Rep. Morgan McGarvey, a Democrat who represents Louisville, is the newest member of the Kentucky delegation and its only Democrat.
“This is serious business,” McGarvey told Spectrum News. “We’re the first freshmen class elected after Jan. 6, and I get the sense from my class that we came here to do something.”
McGarvey criticized House Republicans, who get to set the agenda, after they decided to focus on several bills that had no chance of passing in the Democratic-led Senate.
“These messaging bills, the frustration, the sort of confusion we are seeing out of their caucus - it’s not leadership,” McGarvey said. “We all ran campaigns, and they got the majority, but they’ve actually done nothing they’ve campaigned on. They’ve done nothing to help with inflation. They’ve done nothing to help people in their everyday lives.”
McGarvey’s predecessor, former Rep. John Yarmuth, endorsed McGarvey before the primary elections. In a Spectrum News interview last May, Yarmuth shared some advice about working as the only Democrat in Kentucky’s congressional delegation.
“We generally find ways to work together when Kentucky interests are involved,” Yarmuth said using the bourbon and horse racing industries as examples. “There’s a variety of things where we can always work together.”
Over the last 10 years, McGarvey became known for working across the aisle in the state senate where Democrats held a super-minority. He served his last 4 years in Frankfort as the Democratic leader.
McGarvey seems to be taking Yarmuth’s advice to heart, joining Rep. Andy Barr, R-Ky., as co-chairman of the Congressional Bourbon Caucus. While caucuses do not have power like congressional committees, they provide a way for lawmakers to strengthen relationships and draw attention to issue they think are important.
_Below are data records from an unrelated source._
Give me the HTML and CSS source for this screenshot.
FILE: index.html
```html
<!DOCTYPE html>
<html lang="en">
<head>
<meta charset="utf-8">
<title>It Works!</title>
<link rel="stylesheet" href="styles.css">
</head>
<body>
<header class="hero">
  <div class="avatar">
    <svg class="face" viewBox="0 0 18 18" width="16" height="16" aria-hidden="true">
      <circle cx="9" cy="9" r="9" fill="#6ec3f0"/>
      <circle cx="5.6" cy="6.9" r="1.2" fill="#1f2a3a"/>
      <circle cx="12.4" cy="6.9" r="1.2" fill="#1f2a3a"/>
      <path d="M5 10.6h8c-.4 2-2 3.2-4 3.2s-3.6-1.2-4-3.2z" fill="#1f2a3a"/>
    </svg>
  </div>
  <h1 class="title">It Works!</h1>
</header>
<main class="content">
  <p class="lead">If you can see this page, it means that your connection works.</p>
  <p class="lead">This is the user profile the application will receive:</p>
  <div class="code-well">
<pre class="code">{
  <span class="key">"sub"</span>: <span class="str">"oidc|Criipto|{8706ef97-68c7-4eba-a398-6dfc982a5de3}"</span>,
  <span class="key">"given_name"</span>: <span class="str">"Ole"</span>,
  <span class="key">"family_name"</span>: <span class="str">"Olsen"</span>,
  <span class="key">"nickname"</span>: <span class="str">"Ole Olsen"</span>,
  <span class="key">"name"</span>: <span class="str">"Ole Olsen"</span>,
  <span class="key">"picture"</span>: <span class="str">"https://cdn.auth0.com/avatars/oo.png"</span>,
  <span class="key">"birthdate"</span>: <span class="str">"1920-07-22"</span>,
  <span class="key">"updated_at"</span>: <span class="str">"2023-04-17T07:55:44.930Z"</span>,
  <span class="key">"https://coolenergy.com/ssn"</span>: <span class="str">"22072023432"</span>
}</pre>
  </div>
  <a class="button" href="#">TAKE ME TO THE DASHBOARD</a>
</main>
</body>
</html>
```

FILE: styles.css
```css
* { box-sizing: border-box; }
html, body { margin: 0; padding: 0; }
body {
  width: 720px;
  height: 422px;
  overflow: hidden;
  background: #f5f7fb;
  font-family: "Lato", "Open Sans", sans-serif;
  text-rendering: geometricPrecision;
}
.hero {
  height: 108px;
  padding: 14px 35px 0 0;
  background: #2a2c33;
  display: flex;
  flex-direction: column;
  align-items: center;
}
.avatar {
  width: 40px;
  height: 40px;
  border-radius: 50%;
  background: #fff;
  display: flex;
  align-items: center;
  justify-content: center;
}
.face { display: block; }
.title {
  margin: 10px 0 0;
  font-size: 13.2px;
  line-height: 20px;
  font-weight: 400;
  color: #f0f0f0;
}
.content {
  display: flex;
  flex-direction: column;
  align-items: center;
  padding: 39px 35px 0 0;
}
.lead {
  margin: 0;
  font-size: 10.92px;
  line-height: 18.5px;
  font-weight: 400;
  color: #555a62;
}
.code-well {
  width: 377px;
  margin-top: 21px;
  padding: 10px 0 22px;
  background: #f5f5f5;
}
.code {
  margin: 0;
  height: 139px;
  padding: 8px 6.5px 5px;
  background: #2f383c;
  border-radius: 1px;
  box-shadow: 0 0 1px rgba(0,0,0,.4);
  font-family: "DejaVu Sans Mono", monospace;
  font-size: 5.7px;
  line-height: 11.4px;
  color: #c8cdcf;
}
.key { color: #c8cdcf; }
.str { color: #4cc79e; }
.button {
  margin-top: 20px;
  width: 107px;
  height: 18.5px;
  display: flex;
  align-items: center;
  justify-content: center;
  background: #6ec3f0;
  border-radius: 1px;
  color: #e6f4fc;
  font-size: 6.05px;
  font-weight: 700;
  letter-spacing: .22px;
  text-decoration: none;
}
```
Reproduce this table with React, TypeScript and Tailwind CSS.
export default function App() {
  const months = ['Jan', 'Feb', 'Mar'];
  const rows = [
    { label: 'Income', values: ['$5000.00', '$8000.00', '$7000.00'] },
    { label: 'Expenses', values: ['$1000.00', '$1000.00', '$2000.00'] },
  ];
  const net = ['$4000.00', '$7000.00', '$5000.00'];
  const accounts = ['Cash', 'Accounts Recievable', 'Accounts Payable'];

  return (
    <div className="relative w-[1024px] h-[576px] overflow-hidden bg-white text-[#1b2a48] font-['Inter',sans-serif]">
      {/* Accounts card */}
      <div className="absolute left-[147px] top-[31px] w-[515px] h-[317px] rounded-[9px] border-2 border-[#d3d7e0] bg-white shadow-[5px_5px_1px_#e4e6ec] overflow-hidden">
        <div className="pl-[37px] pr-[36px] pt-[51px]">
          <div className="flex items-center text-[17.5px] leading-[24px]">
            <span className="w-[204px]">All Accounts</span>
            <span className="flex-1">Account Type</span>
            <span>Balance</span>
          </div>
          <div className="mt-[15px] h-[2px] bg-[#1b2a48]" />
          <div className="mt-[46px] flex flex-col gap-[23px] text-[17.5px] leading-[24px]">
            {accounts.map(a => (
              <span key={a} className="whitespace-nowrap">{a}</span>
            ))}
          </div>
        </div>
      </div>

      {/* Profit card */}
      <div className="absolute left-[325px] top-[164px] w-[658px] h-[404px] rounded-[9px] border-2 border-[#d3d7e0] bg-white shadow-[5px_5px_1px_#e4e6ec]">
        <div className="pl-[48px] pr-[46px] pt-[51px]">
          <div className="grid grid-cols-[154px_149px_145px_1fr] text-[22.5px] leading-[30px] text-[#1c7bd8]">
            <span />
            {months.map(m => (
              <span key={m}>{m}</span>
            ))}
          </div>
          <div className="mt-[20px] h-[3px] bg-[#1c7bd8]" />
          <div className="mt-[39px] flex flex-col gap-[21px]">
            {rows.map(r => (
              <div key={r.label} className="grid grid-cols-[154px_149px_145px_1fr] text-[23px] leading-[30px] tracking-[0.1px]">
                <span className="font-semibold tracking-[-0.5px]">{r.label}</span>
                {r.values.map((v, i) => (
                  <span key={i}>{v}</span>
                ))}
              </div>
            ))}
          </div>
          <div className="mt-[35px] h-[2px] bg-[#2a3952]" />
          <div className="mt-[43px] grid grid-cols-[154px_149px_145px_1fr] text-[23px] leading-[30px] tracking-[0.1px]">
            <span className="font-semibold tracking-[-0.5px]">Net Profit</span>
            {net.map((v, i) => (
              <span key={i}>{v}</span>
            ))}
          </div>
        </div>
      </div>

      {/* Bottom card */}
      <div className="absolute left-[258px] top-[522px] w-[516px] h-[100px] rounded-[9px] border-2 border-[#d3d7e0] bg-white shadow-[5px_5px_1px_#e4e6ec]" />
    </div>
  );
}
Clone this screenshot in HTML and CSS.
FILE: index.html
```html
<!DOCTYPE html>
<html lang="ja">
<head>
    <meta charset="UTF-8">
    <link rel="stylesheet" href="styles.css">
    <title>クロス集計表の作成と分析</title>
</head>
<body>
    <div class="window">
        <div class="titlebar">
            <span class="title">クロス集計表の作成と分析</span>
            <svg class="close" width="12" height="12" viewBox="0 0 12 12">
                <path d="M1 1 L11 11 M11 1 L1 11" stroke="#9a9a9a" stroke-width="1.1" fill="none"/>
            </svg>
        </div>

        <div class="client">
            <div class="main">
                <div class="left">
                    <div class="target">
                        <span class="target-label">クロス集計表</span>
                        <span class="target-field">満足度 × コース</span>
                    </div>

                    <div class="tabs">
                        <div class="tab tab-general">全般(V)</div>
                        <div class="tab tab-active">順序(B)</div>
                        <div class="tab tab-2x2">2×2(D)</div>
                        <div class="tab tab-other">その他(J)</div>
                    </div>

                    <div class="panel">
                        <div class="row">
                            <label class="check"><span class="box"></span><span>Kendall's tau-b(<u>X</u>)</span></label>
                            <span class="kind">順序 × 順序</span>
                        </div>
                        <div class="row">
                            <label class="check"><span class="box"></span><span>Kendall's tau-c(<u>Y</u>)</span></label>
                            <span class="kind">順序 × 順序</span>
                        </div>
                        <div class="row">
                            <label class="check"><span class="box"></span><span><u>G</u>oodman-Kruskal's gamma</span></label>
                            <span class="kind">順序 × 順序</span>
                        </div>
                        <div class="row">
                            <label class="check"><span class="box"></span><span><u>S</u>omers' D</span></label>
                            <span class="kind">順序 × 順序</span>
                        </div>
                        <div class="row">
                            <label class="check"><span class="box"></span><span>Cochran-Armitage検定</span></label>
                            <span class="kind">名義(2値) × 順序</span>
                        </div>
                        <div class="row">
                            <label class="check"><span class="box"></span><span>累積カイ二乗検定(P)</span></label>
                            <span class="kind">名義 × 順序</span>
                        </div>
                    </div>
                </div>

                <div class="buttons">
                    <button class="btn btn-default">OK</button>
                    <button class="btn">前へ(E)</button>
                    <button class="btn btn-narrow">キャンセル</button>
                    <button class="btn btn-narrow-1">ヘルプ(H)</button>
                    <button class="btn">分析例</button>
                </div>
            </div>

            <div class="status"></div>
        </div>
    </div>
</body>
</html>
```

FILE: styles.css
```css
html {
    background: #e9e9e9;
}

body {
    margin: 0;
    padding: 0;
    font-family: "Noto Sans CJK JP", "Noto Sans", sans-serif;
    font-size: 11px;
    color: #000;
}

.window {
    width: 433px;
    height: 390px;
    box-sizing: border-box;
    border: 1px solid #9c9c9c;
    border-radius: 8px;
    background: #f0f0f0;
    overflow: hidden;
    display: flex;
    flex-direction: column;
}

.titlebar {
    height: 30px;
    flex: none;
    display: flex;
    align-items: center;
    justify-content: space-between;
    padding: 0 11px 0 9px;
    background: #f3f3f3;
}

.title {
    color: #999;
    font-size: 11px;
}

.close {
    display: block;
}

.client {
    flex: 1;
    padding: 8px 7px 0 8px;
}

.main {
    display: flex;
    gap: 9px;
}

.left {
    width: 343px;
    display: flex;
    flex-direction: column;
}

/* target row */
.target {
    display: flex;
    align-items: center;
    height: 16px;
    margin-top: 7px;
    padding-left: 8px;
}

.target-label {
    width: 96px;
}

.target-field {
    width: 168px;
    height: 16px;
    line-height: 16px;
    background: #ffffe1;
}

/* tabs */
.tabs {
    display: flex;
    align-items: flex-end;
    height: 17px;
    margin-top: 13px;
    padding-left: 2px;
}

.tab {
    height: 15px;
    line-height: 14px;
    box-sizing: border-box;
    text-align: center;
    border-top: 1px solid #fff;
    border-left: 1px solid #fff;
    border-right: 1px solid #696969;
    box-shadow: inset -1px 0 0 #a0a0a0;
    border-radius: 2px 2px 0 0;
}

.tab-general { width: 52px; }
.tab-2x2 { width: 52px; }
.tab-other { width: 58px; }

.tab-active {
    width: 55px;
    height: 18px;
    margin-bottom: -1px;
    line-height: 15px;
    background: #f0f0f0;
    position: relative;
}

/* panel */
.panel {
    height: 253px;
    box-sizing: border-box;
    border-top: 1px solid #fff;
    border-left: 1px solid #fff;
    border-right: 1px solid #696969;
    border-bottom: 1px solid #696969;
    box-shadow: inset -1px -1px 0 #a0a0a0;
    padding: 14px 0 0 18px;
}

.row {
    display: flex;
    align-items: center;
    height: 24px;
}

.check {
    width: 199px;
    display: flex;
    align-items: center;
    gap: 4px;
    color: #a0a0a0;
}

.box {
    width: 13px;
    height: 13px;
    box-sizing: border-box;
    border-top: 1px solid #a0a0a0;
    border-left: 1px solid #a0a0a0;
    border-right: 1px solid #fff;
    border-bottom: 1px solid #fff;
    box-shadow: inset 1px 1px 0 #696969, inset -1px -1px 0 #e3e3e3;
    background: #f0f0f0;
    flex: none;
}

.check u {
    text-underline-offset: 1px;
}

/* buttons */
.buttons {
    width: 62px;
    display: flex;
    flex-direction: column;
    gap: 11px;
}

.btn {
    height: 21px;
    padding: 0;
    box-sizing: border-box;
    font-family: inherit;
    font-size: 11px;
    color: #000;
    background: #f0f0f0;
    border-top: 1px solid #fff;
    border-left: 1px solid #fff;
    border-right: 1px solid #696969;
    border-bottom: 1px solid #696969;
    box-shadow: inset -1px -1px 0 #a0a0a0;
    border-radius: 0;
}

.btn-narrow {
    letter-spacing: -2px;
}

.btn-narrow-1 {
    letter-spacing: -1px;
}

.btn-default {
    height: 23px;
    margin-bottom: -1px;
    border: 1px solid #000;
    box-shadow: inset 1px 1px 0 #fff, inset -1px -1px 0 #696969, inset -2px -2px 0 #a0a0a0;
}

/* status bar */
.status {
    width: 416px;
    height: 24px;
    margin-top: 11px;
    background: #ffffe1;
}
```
“Ninety-five percent of the world’s bourbon is made in the Commonwealth of Kentucky. It’s good jobs. It’s union jobs,” McGarvey said. “It’s important for people to understand how we export, how we make a profit.”
No matter how quickly McGarvey hits the ground running in Washington, this seat is losing influence because Yarmuth, who had represented the Louisville area for 16 years, had worked his way up to chair the highly influential House Budget Committee.
“Losing it just kind of takes a hit on the representation he provides to the home state,” explained Casey Burgat with the legislative affairs program at George Washington University. “[Yarmuth] is in a better position to set the agenda, to call certain witnesses, to fill legislation with certain pet prerogatives or pet items.”
Stephen Voss with the political science department at the University of Kentucky explained that with Republicans in the majority, it would be a good time for McGarvey to grow his potential for power in Congress.
“Let [McGarvey] rise up in the ranks that sometime in the future, when the Democratic Party moves into the majority… he might have a handful of years of seniority under his belt and be ready to start exercising influence,” Voss explained.
McGarvey will start out by serving as a member of the Small Business Committee and the Veterans Affairs Committee.
“I’m seeing good progress on my committees right now, with people from across the aisle,” McGarvey said. “I’ve co-sponsored a bill with a Republican representatives on the veterans committee that, we hope, will ease the backlog of complaints coming in that our veterans need to get solved.”
In a press release, McGarvey said that the Veterans’ Appeals Backlog Improvement Act “will allow the VA and Board of Veterans’ Appeals to establish a legal internship program, hire more young attorneys, and create better access to resources, cutting down on delays and improving veterans’ lives."
There are approximately 40,000 veterans in McGarvey’s district so his work on the Veterans’ Affairs Committee has the potential to affect many of his constituents. His goals include improving healthcare options and providing more education and job training resources for those who served.